Like Hussein, Awad was also far from being a detached observer. His mission was to convince his readers that Egyptianness was a unique cultural identity, not only vastly different from the identities that had emerged from the Arabian Peninsula and the Levant, but also one that had helped to shape them. The other side of this mission was to anchor his conviction in the Egyptian psyche that Egypt’s future must lie in cultural links with the shores of the Mediterranean rather than in socio-political connections to the Arab World.

Also like Hussein, he resorted to linguistics to substantiate his argument. Hussein’s book on Pre-Islamic Poetry had used rhetorical and grammatical analyses to present his view on the development of the Arabic language. Awad’s “Introduction to the Jurisprudence of the Arabic Language” used etymology and phonology to put forward his view about Egypt’s central role in the history of the tribes of northern Arabia while at the same time showing the vastly different historical development of Egypt when compared to the Arabian Peninsula.

Awad situated his project about the Mediterranean character of Egyptian identity in works written much earlier than Hussein’s. He considered Rifaa Al-Tahtawi’s seminal book “Extracting Gold from Paris”, an account of Al-Tahtawi’s years in France in the 1820s, to be a manifesto of Egypt’s unique cultural identity. (It was described in an earlier article in the present series.) Awad showed how Al-Tahtawi, one of Al-Azhar’s most brilliant scholars, had realised that Egypt had for centuries looked across the Mediterranean for cultural complementarity.

Awad was also one of very few cultural commentators in 20th-century Egypt to dig into Al-Tahtawi’s later works, presenting his “Minhaj Al-Bab”, which can be translated as “A Doctrine for the Future,” for example, in which Al-Tahtawi describes the principles of political economy that he wanted to see prevailing in Egypt. The vast majority of these were strongly influenced by the intellectual underpinnings of European liberal thought, going beyond the French thinkers Al-Tahtawi had written about in the years immediately after his return from France and including the ideas of the Scottish political economist Adam Smith.

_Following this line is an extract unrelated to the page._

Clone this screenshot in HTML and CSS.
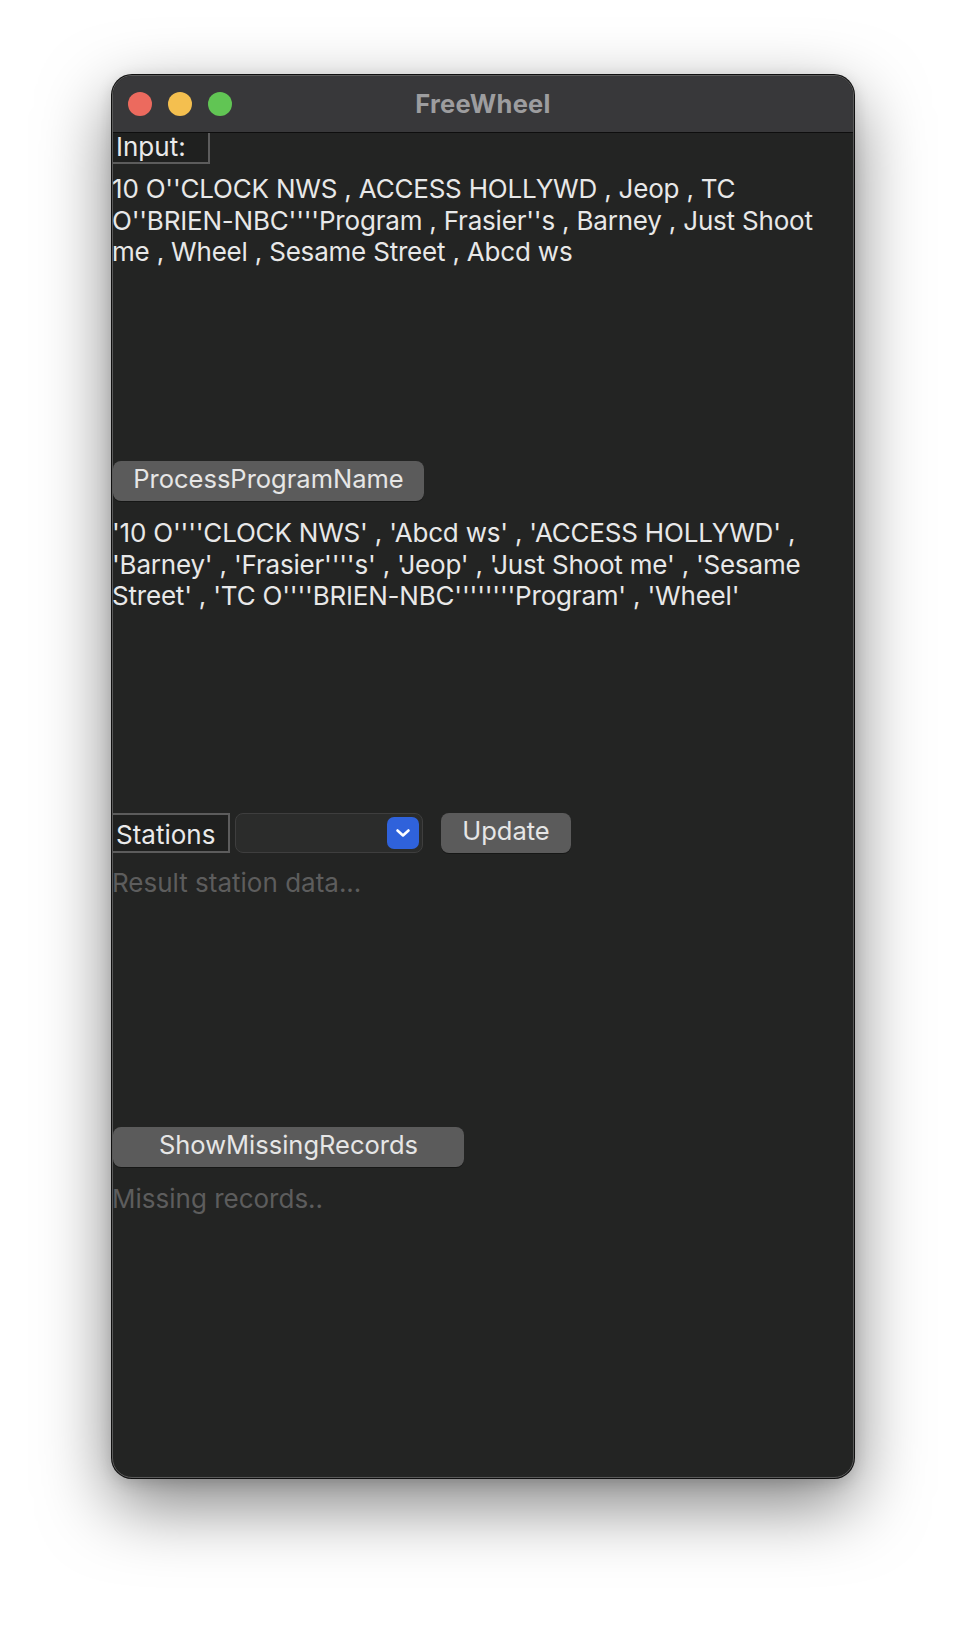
FILE: index.html
```html
<!DOCTYPE html>
<html>
<head>
<meta charset="utf-8">
<link rel="stylesheet" href="styles.css">
</head>
<body>
<div class="window">
  <div class="titlebar">
    <div class="lights">
      <span class="light red"></span>
      <span class="light yellow"></span>
      <span class="light green"></span>
    </div>
    <div class="title">FreeWheel</div>
  </div>
  <div class="content">
    <div class="label input-label">Input:</div>
    <div class="textblock input-text">10 O''CLOCK NWS , ACCESS HOLLYWD , Jeop , TC<br>O''BRIEN-NBC''''Program , Frasier''s , Barney , Just Shoot<br>me , Wheel , Sesame Street , Abcd ws</div>
    <button class="btn btn-process">ProcessProgramName</button>
    <div class="textblock output-text">'10 O''''CLOCK NWS' , 'Abcd ws' , 'ACCESS HOLLYWD' ,<br>'Barney' , 'Frasier''''s' , 'Jeop' , 'Just Shoot me' , 'Sesame<br>Street' , 'TC O''''BRIEN-NBC''''''''Program' , 'Wheel'</div>
    <div class="stations-row">
      <div class="label stations-label">Stations</div>
      <div class="select">
        <span class="chevron">
          <svg width="16" height="12" viewBox="0 0 16 12"><path d="M2.5 3.5 L8 8.5 L13.5 3.5" fill="none" stroke="#fff" stroke-width="2.6" stroke-linecap="round" stroke-linejoin="round"/></svg>
        </span>
      </div>
      <button class="btn btn-update">Update</button>
    </div>
    <div class="textblock placeholder result-text">Result station data...</div>
    <button class="btn btn-missing">ShowMissingRecords</button>
    <div class="textblock placeholder missing-text">Missing records..</div>
  </div>
</div>
</body>
</html>
```
FILE: styles.css
```css
html, body {
  margin: 0;
  padding: 0;
  background: #ffffff;
}
body {
  width: 966px;
  height: 1626px;
  overflow: hidden;
  font-family: Inter, "Liberation Sans", sans-serif;
}
.window {
  margin-left: 112px;
  margin-top: 75px;
  width: 742px;
  height: 1403px;
  box-sizing: border-box;
  border-radius: 20px;
  background: #232423;
  border: 1px solid #5a5a5a;
  box-shadow: 0 0 0 1px #101010, 0 26px 70px rgba(0, 0, 0, 0.5), 0 4px 16px rgba(0,0,0,0.15);
  overflow: hidden;
  display: flex;
  flex-direction: column;
}
.titlebar {
  height: 56px;
  flex: none;
  background: #38383a;
  border-bottom: 1px solid #0e0e0e;
  display: flex;
  align-items: center;
  position: relative;
}
.lights {
  display: flex;
  gap: 16px;
  padding-left: 15px;
}
.light {
  width: 24px;
  height: 24px;
  border-radius: 50%;
  display: block;
}
.red { background: #ec6a5e; }
.yellow { background: #f4bf4f; }
.green { background: #61c554; }
.title {
  position: absolute;
  left: 0;
  right: 0;
  top: 0;
  bottom: 0;
  display: flex;
  align-items: center;
  justify-content: center;
  color: #9d9d9f;
  font-weight: 700;
  font-size: 25.5px;
  letter-spacing: 0.3px;
  padding-bottom: 2px;
}
.content {
  display: flex;
  flex-direction: column;
  align-items: flex-start;
  color: #e8e8e8;
  font-size: 26px;
}
.label {
  box-sizing: border-box;
  border-right: 2px solid #5c5c5c;
  border-bottom: 2px solid #5c5c5c;
  background: #1f201f;
  color: #eaeaea;
  padding-left: 3px;
  font-size: 26px;
}
.input-label {
  width: 97px;
  height: 31px;
  line-height: 28px;
}
.textblock {
  line-height: 31.5px;
  letter-spacing: -0.2px;
  white-space: nowrap;
  margin-left: -1px;
}
.input-text {
  margin-top: 9px;
  height: 288px;
}
.btn {
  box-sizing: border-box;
  font-family: Inter, "Liberation Sans", sans-serif;
  font-size: 25.5px;
  color: #e6e6e6;
  background: #5b5b5b;
  border: none;
  border-radius: 8px;
  height: 40px;
  padding: 0 0 6px 0;
  box-shadow: 0 1px 0 rgba(0,0,0,0.35);
}
.btn-process {
  width: 311px;
}
.output-text {
  margin-top: 16px;
  height: 296px;
}
.stations-row {
  display: flex;
  align-items: center;
  height: 40px;
}
.stations-label {
  width: 117px;
  height: 40px;
  line-height: 40px;
  border: 2px solid #5c5c5c;
  border-left: none;
  padding-left: 3px;
}
.select {
  margin-left: 5px;
  width: 188px;
  height: 40px;
  box-sizing: border-box;
  border: 1px solid #3e3e3e;
  border-radius: 8px;
  background: #2b2c2b;
  display: flex;
  align-items: center;
  justify-content: flex-end;
  padding-right: 3px;
}
.chevron {
  width: 32px;
  height: 32px;
  border-radius: 7px;
  background: #2f62db;
  display: flex;
  align-items: center;
  justify-content: center;
}
.btn-update {
  margin-left: 18px;
  width: 130px;
}
.placeholder {
  color: #5d5d5d;
  letter-spacing: 0;
}
.result-text {
  margin-top: 14px;
  height: 260px;
}
.btn-missing {
  width: 351px;
}
.missing-text {
  margin-top: 16px;
}
```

In Awad’s reading of this book, Al-Tahtawi had arrived towards the end of his life at a solid conclusion – that Egypt must transcend mere cultural exposure to Europe and realise that it is, by a proper understanding of its history and compelling expectations about its future, a Mediterranean country.

Awad wrote his most important books, including “A History of Modern Egyptian Thought”, between the 1960s and his death in 1990, a period in which the Islamist current was rising in Egypt and large parts of the Arab world. Awad was at the forefront of the decades-long intellectual struggle between Islamism and secular nationalism, and he wrote numerous articles on what he considered to be acute weaknesses in the thought, rhetoric, and experiences of Political Islam.

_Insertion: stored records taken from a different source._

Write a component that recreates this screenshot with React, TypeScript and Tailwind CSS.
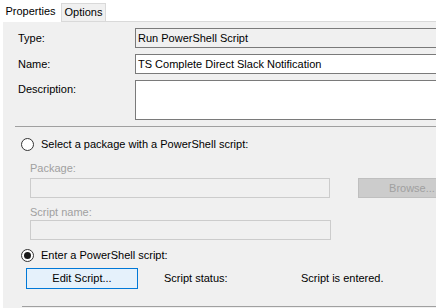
import React from 'react';

const font = { fontFamily: '"Liberation Sans", Arial, sans-serif' };

function Radio({ checked }: { checked?: boolean }) {
  return (
    <span className="flex h-[13px] w-[13px] items-center justify-center rounded-full border border-[#333333] bg-[#ffffff]">
      {checked && <span className="h-[7px] w-[7px] rounded-full bg-[#1a1a1a]" />}
    </span>
  );
}

export default function App() {
  return (
    <div
      className="relative h-[308px] w-[436px] overflow-hidden bg-white text-[11px] text-black"
      style={font}
    >
      {/* tab strip */}
      <div className="flex h-[21px] items-end">
        <div className="z-10 -mb-px flex h-[22px] w-[61px] items-center justify-center bg-white pt-[1px]">
          Properties
        </div>
        <div className="flex h-[18px] w-[45px] items-center justify-center border border-b-0 border-[#d9d9d9] bg-[#f0f0f0]">
          Options
        </div>
      </div>

      <div className="ml-[3px] h-[287px] w-[470px] border-t border-[#d9d9d9] bg-[#f0f0f0]">
        <div className="mt-[6px] flex h-[20px] items-center">
          <span className="w-[132px] pl-[15px]">Type:</span>
          <div className="flex h-[20px] w-[320px] items-center border border-[#7a7a7a] bg-[#f0f0f0] pl-[2px]">
            Run PowerShell Script
          </div>
        </div>

        <div className="mt-[6px] flex h-[20px] items-center">
          <span className="w-[132px] pl-[15px]">Name:</span>
          <div className="flex h-[20px] w-[320px] items-center border border-[#7a7a7a] bg-white pl-[2px]">
            TS Complete Direct Slack Notification
          </div>
        </div>

        <div className="mt-[6px] flex h-[40px] items-start">
          <span className="w-[132px] pl-[15px] pt-[1px]">Description:</span>
          <div className="h-[40px] w-[320px] border border-[#7a7a7a] bg-white" />
        </div>

        <div className="ml-[12px] mt-[6px] h-px bg-[#a0a0a0]" />

        <div className="mt-[10px] flex h-[14px] items-center gap-[7px] pl-[18px]">
          <Radio />
          <span>Select a package with a PowerShell script:</span>
        </div>

        <div className="mt-[11px] pl-[27px] leading-[13px] text-[#a0a0a0]">Package:</div>

        <div className="mt-[3px] flex h-[20px] items-center pl-[27px]">
          <div className="h-[20px] w-[300px] border border-[#cccccc] bg-[#f0f0f0]" />
          <div className="ml-[28px] flex h-[20px] w-[108px] items-center justify-center border border-[#bfbfbf] bg-[#cccccc] text-[#a0a0a0]">
            Browse...
          </div>
        </div>

        <div className="mt-[8px] pl-[27px] leading-[13px] text-[#a0a0a0]">Script name:</div>

        <div className="mt-[1px] flex h-[20px] items-center pl-[27px]">
          <div className="h-[20px] w-[301px] border border-[#cccccc] bg-[#f0f0f0]" />
        </div>

        <div className="mt-[8px] flex h-[14px] items-center gap-[7px] pl-[18px]">
          <Radio checked />
          <span>Enter a PowerShell script:</span>
        </div>

        <div className="mt-[6px] flex h-[21px] items-center">
          <div className="ml-[23px] flex h-[21px] w-[112px] items-center justify-center border border-[#0078d7] bg-[#e5f1fb]">
            Edit Script...
          </div>
          <span className="ml-[26px] w-[137px]">Script status:</span>
          <span>Script is entered.</span>
        </div>

        <div className="ml-[19px] mt-[17px] h-px bg-[#a0a0a0]" />
      </div>
    </div>
  );
}
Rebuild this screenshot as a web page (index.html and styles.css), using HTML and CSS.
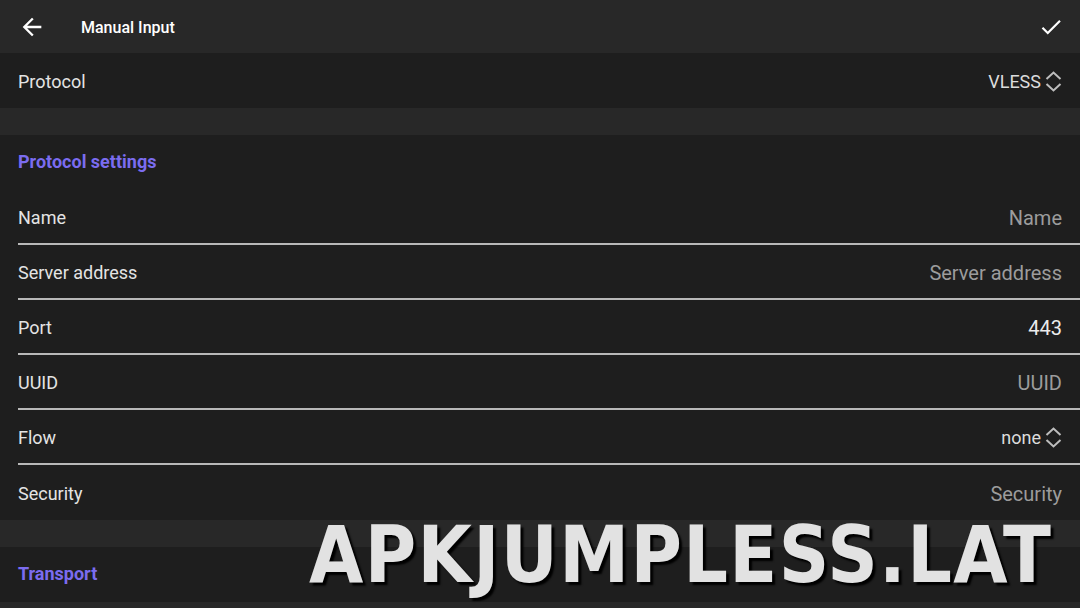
FILE: index.html
```html
<!DOCTYPE html>
<html>
<head>
    <meta charset="utf-8">
    <title>Manual Input</title>
    <link rel="stylesheet" href="styles.css">
</head>
<body>
    <div class="screen">
        <header class="toolbar">
            <svg class="tb-icon" width="28" height="28" viewBox="0 0 24 24">
                <path d="M20 11H7.830l5.59-5.59L12 4l-8 8 8 8 1.41-1.41L7.83 13H20v-2z" fill="#fff"/>
            </svg>
            <span class="tb-title">Manual Input</span>
            <svg class="tb-icon" width="26" height="26" viewBox="0 0 24 24">
                <path d="M9 16.17L4.83 12l-1.42 1.41L9 19 21 7l-1.41-1.41z" fill="#fff"/>
            </svg>
        </header>

        <div class="group">
            <div class="row last">
                <span class="label">Protocol</span>
                <span class="value picker">VLESS
                    <svg width="17" height="22" viewBox="0 0 17 22">
                        <polyline points="1.5,8 8.5,1.5 15.5,8" fill="none" stroke="#bdbdbd" stroke-width="2"/>
                        <polyline points="1.5,13 8.5,19.5 15.5,13" fill="none" stroke="#bdbdbd" stroke-width="2"/>
                    </svg>
                </span>
            </div>
        </div>

        <div class="group">
            <div class="section-title">Protocol settings</div>
            <div class="row">
                <span class="label">Name</span>
                <span class="value hint">Name</span>
            </div>
            <div class="row">
                <span class="label">Server address</span>
                <span class="value hint">Server address</span>
            </div>
            <div class="row">
                <span class="label">Port</span>
                <span class="value">443</span>
            </div>
            <div class="row">
                <span class="label">UUID</span>
                <span class="value hint">UUID</span>
            </div>
            <div class="row">
                <span class="label">Flow</span>
                <span class="value picker">none
                    <svg width="17" height="22" viewBox="0 0 17 22">
                        <polyline points="1.5,8 8.5,1.5 15.5,8" fill="none" stroke="#bdbdbd" stroke-width="2"/>
                        <polyline points="1.5,13 8.5,19.5 15.5,13" fill="none" stroke="#bdbdbd" stroke-width="2"/>
                    </svg>
                </span>
            </div>
            <div class="row last">
                <span class="label">Security</span>
                <span class="value hint">Security</span>
            </div>
        </div>

        <div class="group">
            <div class="section-title">Transport</div>
        </div>

        <div class="stamp">APKJUMPLESS.LAT</div>
    </div>
</body>
</html>
```

FILE: styles.css
```css
body {
    margin: 0;
    background: #282828;
    font-family: Roboto, "Noto Sans", sans-serif;
}
.screen {
    position: relative;
    width: 1080px;
    height: 608px;
    overflow: hidden;
    background: #282828;
}
.toolbar {
    display: flex;
    align-items: center;
    height: 52px;
    padding: 1px 16px 0 18px;
    background: #282828;
}
.tb-title {
    margin-left: 35px;
    color: #fff;
    font-size: 16px;
    font-weight: 500;
    flex: 1;
}
.group {
    background: #1e1e1e;
    margin-bottom: 27px;
}
.section-title {
    height: 55px;
    line-height: 54px;
    padding-left: 18px;
    color: #7b6cf0;
    font-size: 18px;
    font-weight: 700;
}
.row {
    display: flex;
    align-items: center;
    justify-content: space-between;
    box-sizing: border-box;
    height: 55px;
    padding-top: 2px;
    margin-left: 18px;
    padding-right: 18px;
    border-bottom: 2px solid #b8b8b8;
}
.row.last {
    border-bottom: none;
}
.label {
    color: #e4e4e4;
    font-size: 18px;
}
.value {
    color: #ececec;
    font-size: 20px;
}
.hint {
    color: #9c9c9c;
}
.picker {
    display: flex;
    align-items: center;
    gap: 4px;
    font-size: 18px;
    color: #dcdcdc;
}
.stamp {
    position: absolute;
    left: 309px;
    top: 510px;
    font-family: "DejaVu Sans", sans-serif;
    font-stretch: condensed;
    font-weight: 700;
    font-size: 78px;
    line-height: 90px;
    letter-spacing: 1.4px;
    color: #e2e2e2;
    text-shadow: 3px 3px 2px #000;
}
```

His real forte appeared, however, when he situated this struggle within his life-long project of identifying, explaining, and substantiating the uniqueness of Egyptian identity. An important theme he wrote about extensively from historical, theological, and philosophical angles was that ancient Egyptian ideas about the divine, the universe, and the human had been a source, or at least an inspiration, for the major philosophies and understandings of the divine that had emerged in the East and spread throughout the world.

Unsurprisingly, Awad was subjected to successive waves of attacks. Several of his books were banned, and some three decades after his death he remains largely ignored in some Egyptian cultural quarters. Perhaps Awad, assertive, confident, and often pugnacious, would not have bothered to insist that his work be recognised. Perhaps he would have understood that most of his arguments transcend the mediocrity that sadly often prevails in some of these quarters.

But behind the sometimes assertive exterior there lay a compassionate observer and thinker. Awad opposed the conservative and Islamist thought of Abbas Mahmoud Al-Akkad, a writer presented earlier in this series, but he nevertheless saw in Al-Akkad’s journey, thought, and oeuvre material of immense value and lessons that even his intellectual opponents would benefit from. This intelligent, respectful, and wise approach made Awad’s books wells of true knowledge and journeys of real learning.

Some of Awad’s readers find his arguments compelling and persuasive. Others set out to refute many of his causal connections and conclusions. He remains, however, a brilliant contributor to modern Egyptian culture.